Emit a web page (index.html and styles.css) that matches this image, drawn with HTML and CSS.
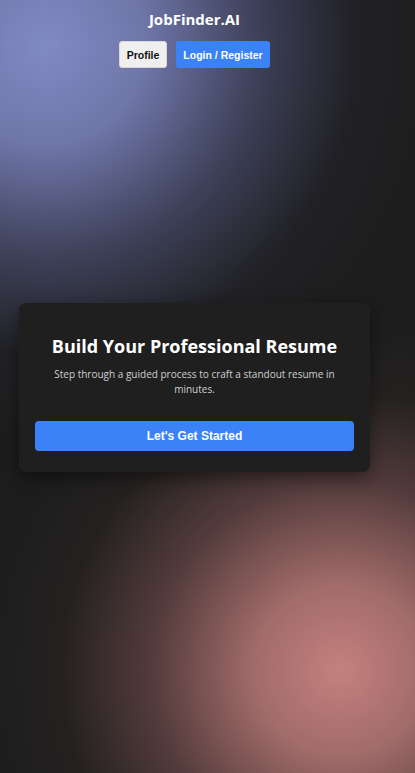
FILE: index.html
```html
<!DOCTYPE html>
<html lang="en">
<head>
<meta charset="utf-8">
<title>JobFinder.AI</title>
<link rel="stylesheet" href="styles.css">
</head>
<body>
<div class="page">
  <header class="header">
    <div class="brand">JobFinder.AI</div>
    <nav class="nav">
      <button class="btn btn-light">Profile</button>
      <button class="btn btn-blue">Login / Register</button>
    </nav>
  </header>
  <main class="main">
    <section class="card">
      <h1 class="title">Build Your Professional Resume</h1>
      <p class="subtitle">Step through a guided process to craft a standout resume in minutes.</p>
      <button class="cta">Let's Get Started</button>
    </section>
  </main>
</div>
</body>
</html>
```

FILE: styles.css
```css
html, body {
  margin: 0;
  padding: 0;
  height: 100%;
}
body {
  background-color: #1d1d1d;
  background-image:
    radial-gradient(circle at 45px 45px, rgba(128,138,196,1) 0px, rgba(120,128,184,0.9) 100px, rgba(84,90,130,0.6) 210px, rgba(44,46,62,0.25) 310px, rgba(29,29,29,0) 390px),
    radial-gradient(circle at 340px 670px, rgba(196,128,126,1) 0px, rgba(180,119,117,0.88) 85px, rgba(124,82,82,0.56) 190px, rgba(62,45,45,0.22) 280px, rgba(29,29,29,0) 355px);
  background-repeat: no-repeat;
  font-family: "Liberation Sans", Arial, sans-serif;
  color: #fff;
}
.page {
  width: 389px;
  height: 773px;
  display: grid;
}
.header, .main {
  grid-area: 1 / 1;
}
.header {
  align-self: start;
  display: flex;
  flex-direction: column;
  align-items: center;
  padding-top: 10px;
  z-index: 1;
}
.brand {
  font-family: "Open Sans", "Noto Sans", sans-serif;
  font-weight: 700;
  font-size: 15px;
  line-height: 18px;
  color: #fff;
}
.nav {
  display: flex;
  gap: 9px;
  margin-top: 13px;
}
.btn {
  font-family: "Liberation Sans", Arial, sans-serif;
  font-weight: 700;
  font-size: 10.5px;
  height: 27px;
  padding: 0;
  border-radius: 3px;
  border: 1px solid transparent;
  white-space: nowrap;
  cursor: pointer;
}
.btn-light {
  background: #efefef;
  color: #111;
  border-color: #d8d8d8;
  width: 48px;
}
.btn-blue {
  background: #3b82f6;
  color: #fff;
  width: 94px;
}
.main {
  display: flex;
  align-items: center;
  justify-content: center;
}
.card {
  width: 351px;
  box-sizing: border-box;
  background: #1f1f1f;
  border-radius: 7px;
  padding: 30px 16px 21px;
  text-align: center;
  box-shadow: 0 6px 18px rgba(0,0,0,0.45);
  margin-top: 2px;
}
.title {
  font-family: "Open Sans", "Noto Sans", sans-serif;
  font-weight: 700;
  font-size: 18px;
  line-height: 26px;
  margin: 0;
  color: #fff;
}
.subtitle {
  font-family: "Open Sans", "Noto Sans", sans-serif;
  font-size: 10px;
  line-height: 15px;
  color: #cfcfcf;
  margin: 8px 16px 0;
}
.cta {
  display: block;
  width: 100%;
  height: 30px;
  margin-top: 24px;
  background: #3b82f6;
  color: #fff;
  font-family: "Liberation Sans", Arial, sans-serif;
  font-weight: 700;
  font-size: 12px;
  border: none;
  border-radius: 4px;
  cursor: pointer;
}
```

> Your instructions
Copy out the data above exactly, except the pictures.

> Written answer
Emit a web page (index.html and styles.css) that matches this image, drawn with HTML and CSS.
FILE: index.html
```html
<!DOCTYPE html>
<html lang="en">
<head>
<meta charset="utf-8">
<title>JobFinder.AI</title>
<link rel="stylesheet" href="styles.css">
</head>
<body>
<div class="page">
  <header class="header">
    <div class="brand">JobFinder.AI</div>
    <nav class="nav">
      <button class="btn btn-light">Profile</button>
      <button class="btn btn-blue">Login / Register</button>
    </nav>
  </header>
  <main class="main">
    <section class="card">
      <h1 class="title">Build Your Professional Resume</h1>
      <p class="subtitle">Step through a guided process to craft a standout resume in minutes.</p>
      <button class="cta">Let's Get Started</button>
    </section>
  </main>
</div>
</body>
</html>
```

FILE: styles.css
```css
html, body {
  margin: 0;
  padding: 0;
  height: 100%;
}
body {
  background-color: #1d1d1d;
  background-image:
    radial-gradient(circle at 45px 45px, rgba(128,138,196,1) 0px, rgba(120,128,184,0.9) 100px, rgba(84,90,130,0.6) 210px, rgba(44,46,62,0.25) 310px, rgba(29,29,29,0) 390px),
    radial-gradient(circle at 340px 670px, rgba(196,128,126,1) 0px, rgba(180,119,117,0.88) 85px, rgba(124,82,82,0.56) 190px, rgba(62,45,45,0.22) 280px, rgba(29,29,29,0) 355px);
  background-repeat: no-repeat;
  font-family: "Liberation Sans", Arial, sans-serif;
  color: #fff;
}
.page {
  width: 389px;
  height: 773px;
  display: grid;
}
.header, .main {
  grid-area: 1 / 1;
}
.header {
  align-self: start;
  display: flex;
  flex-direction: column;
  align-items: center;
  padding-top: 10px;
  z-index: 1;
}
.brand {
  font-family: "Open Sans", "Noto Sans", sans-serif;
  font-weight: 700;
  font-size: 15px;
  line-height: 18px;
  color: #fff;
}
.nav {
  display: flex;
  gap: 9px;
  margin-top: 13px;
}
.btn {
  font-family: "Liberation Sans", Arial, sans-serif;
  font-weight: 700;
  font-size: 10.5px;
  height: 27px;
  padding: 0;
  border-radius: 3px;
  border: 1px solid transparent;
  white-space: nowrap;
  cursor: pointer;
}
.btn-light {
  background: #efefef;
  color: #111;
  border-color: #d8d8d8;
  width: 48px;
}
.btn-blue {
  background: #3b82f6;
  color: #fff;
  width: 94px;
}
.main {
  display: flex;
  align-items: center;
  justify-content: center;
}
.card {
  width: 351px;
  box-sizing: border-box;
  background: #1f1f1f;
  border-radius: 7px;
  padding: 30px 16px 21px;
  text-align: center;
  box-shadow: 0 6px 18px rgba(0,0,0,0.45);
  margin-top: 2px;
}
.title {
  font-family: "Open Sans", "Noto Sans", sans-serif;
  font-weight: 700;
  font-size: 18px;
  line-height: 26px;
  margin: 0;
  color: #fff;
}
.subtitle {
  font-family: "Open Sans", "Noto Sans", sans-serif;
  font-size: 10px;
  line-height: 15px;
  color: #cfcfcf;
  margin: 8px 16px 0;
}
.cta {
  display: block;
  width: 100%;
  height: 30px;
  margin-top: 24px;
  background: #3b82f6;
  color: #fff;
  font-family: "Liberation Sans", Arial, sans-serif;
  font-weight: 700;
  font-size: 12px;
  border: none;
  border-radius: 4px;
  cursor: pointer;
}
```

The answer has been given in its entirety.